Alhasil, kata Sanpras, kini ada sekitar 75 anggota yang aktif di Stand Up Indo Jogja. “Ini yang sering datang di Selasa dan Jumat. Kalau totalnya, aku sih berani bilang sekitar 500,” jelas Sanpras. “Misalnya dia datang sekali, open mic, lalu menyerah, kalau itu dihitung sebagai anggota komunitas, angkanya bisa 500.”
Acara bulanan untuk komika spesial
Di samping rutin mengadakan sharing dan open mic, Stand Up Indo Jogja juga punya acara bulanan berupa showcase yang menampilkan komika potensial.

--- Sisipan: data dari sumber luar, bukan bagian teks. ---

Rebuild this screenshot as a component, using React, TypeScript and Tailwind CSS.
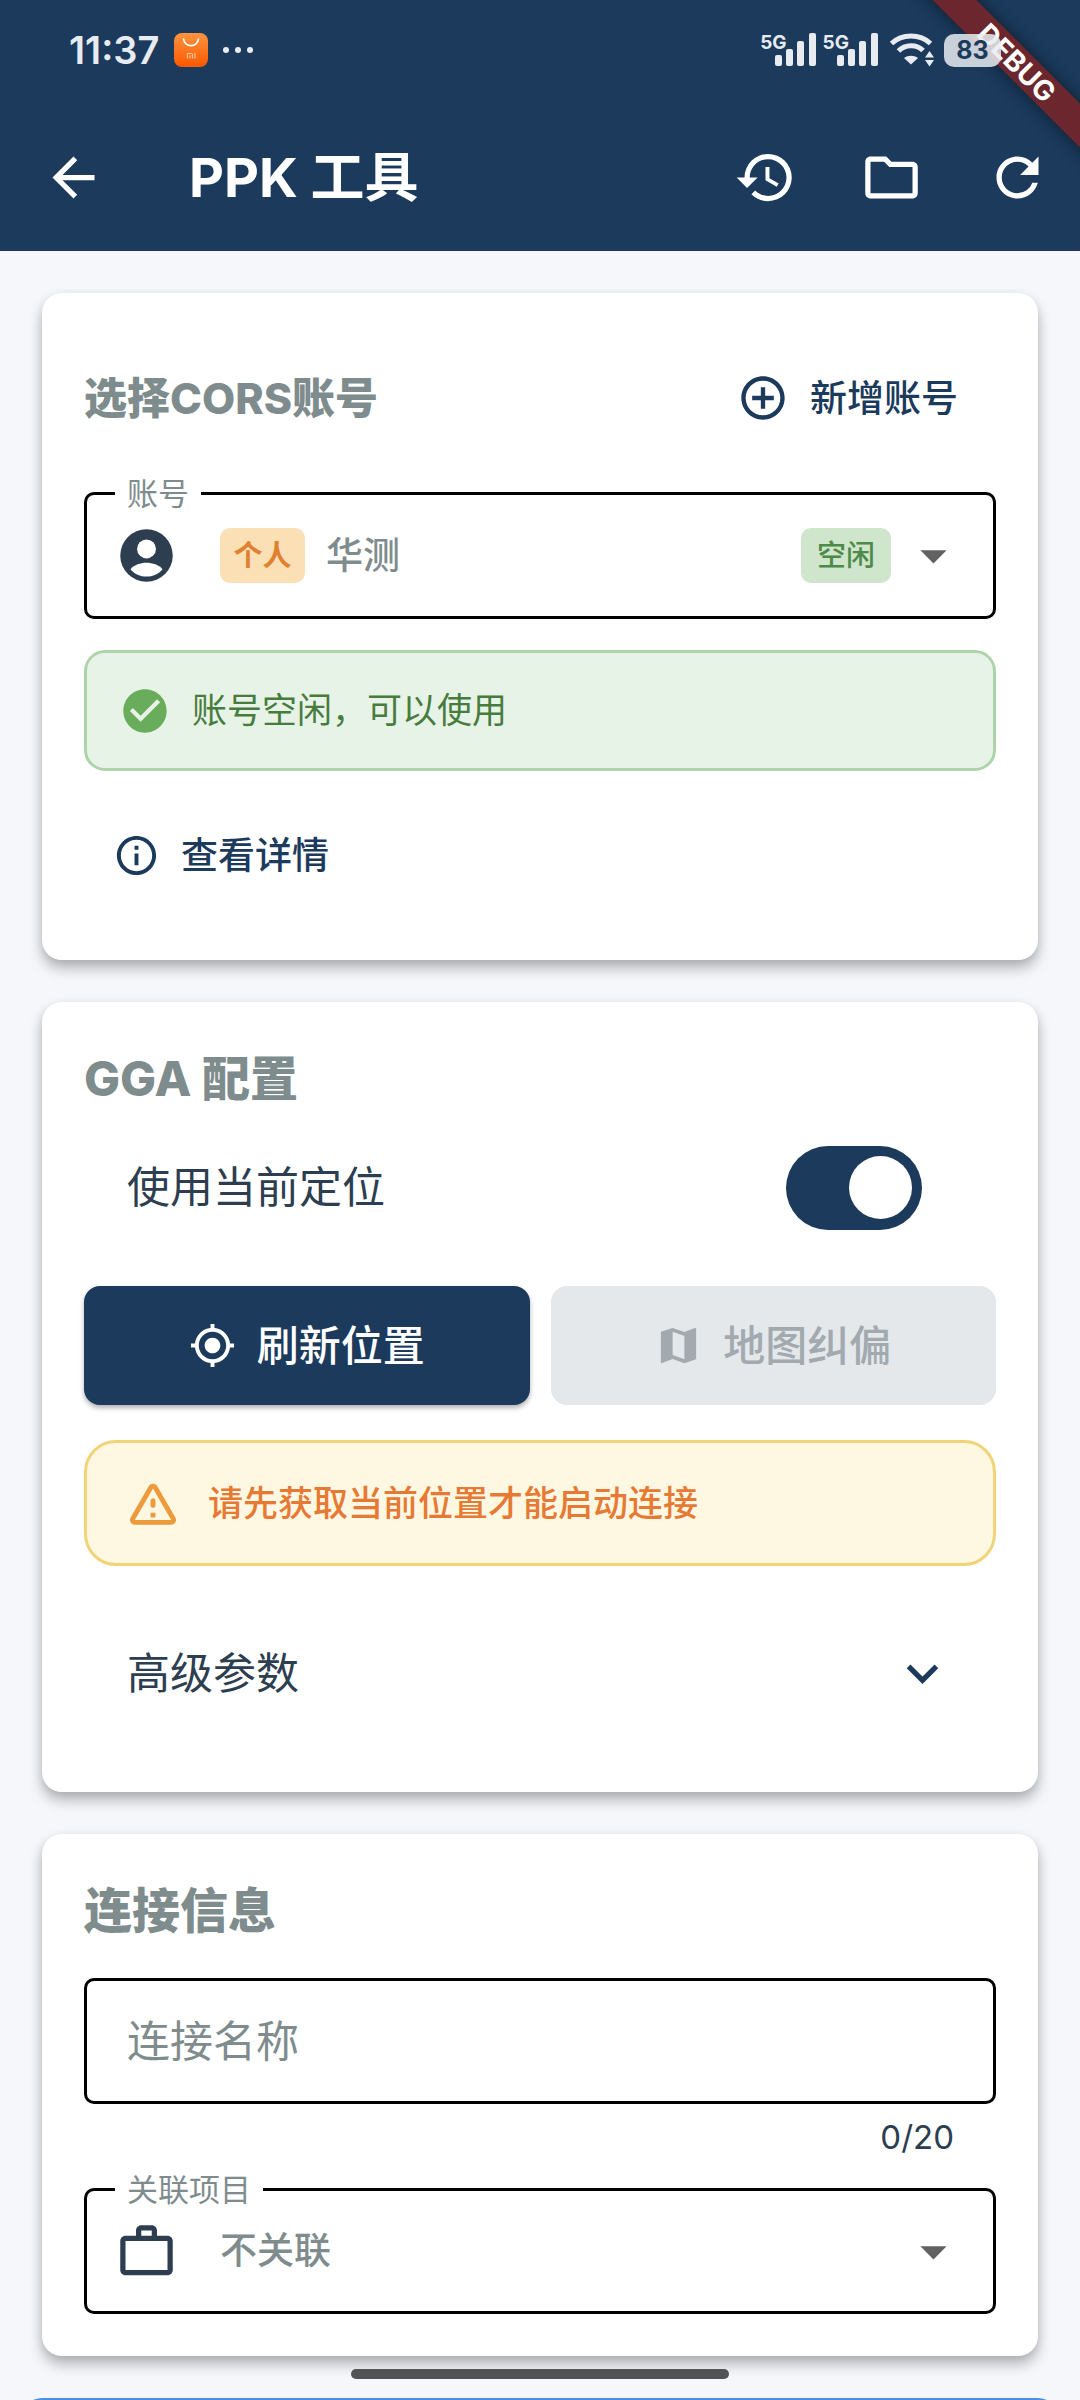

Setiap akhir tahun, acara serupa juga hadir dengan format yang lebih spesial, bertajuk Freedom of Nggambleh (FON).
“FON kemarin tuh sekitar 30 orang penampil. Kapasitasnya 250 penonton. Sold out,” terang Sanpras.
Tak bisa ditampik, tingginya minat terhadap stand up comedy di tingkat lokal tak lepas dari ingar bingarnya di level nasional. Sebut saja reputasi Stand Up Indo Jogja, seperti yang sudah disebut sebelumnya, cukup terangkat karena komikanya yang berhasil di kompetisi nasional.
Selain itu, komunitas Stand Up Indo, yang menjadi tempat bernaung banyak komunitas lokal, juga memberikan banyak dukungan. Sanpras, misalnya, mendapatkan kesempatan untuk tampil di Stand Up Fest 2023 yang baru digelar awal Agustus lalu.
Tak hanya Sanpras, Stand Up Fest memang memberikan banyak slot untuk komika lokal. “Dari Jogja yang ikut Stand Up Fest itu ada 13-14 orang,” pungkas Sanpras.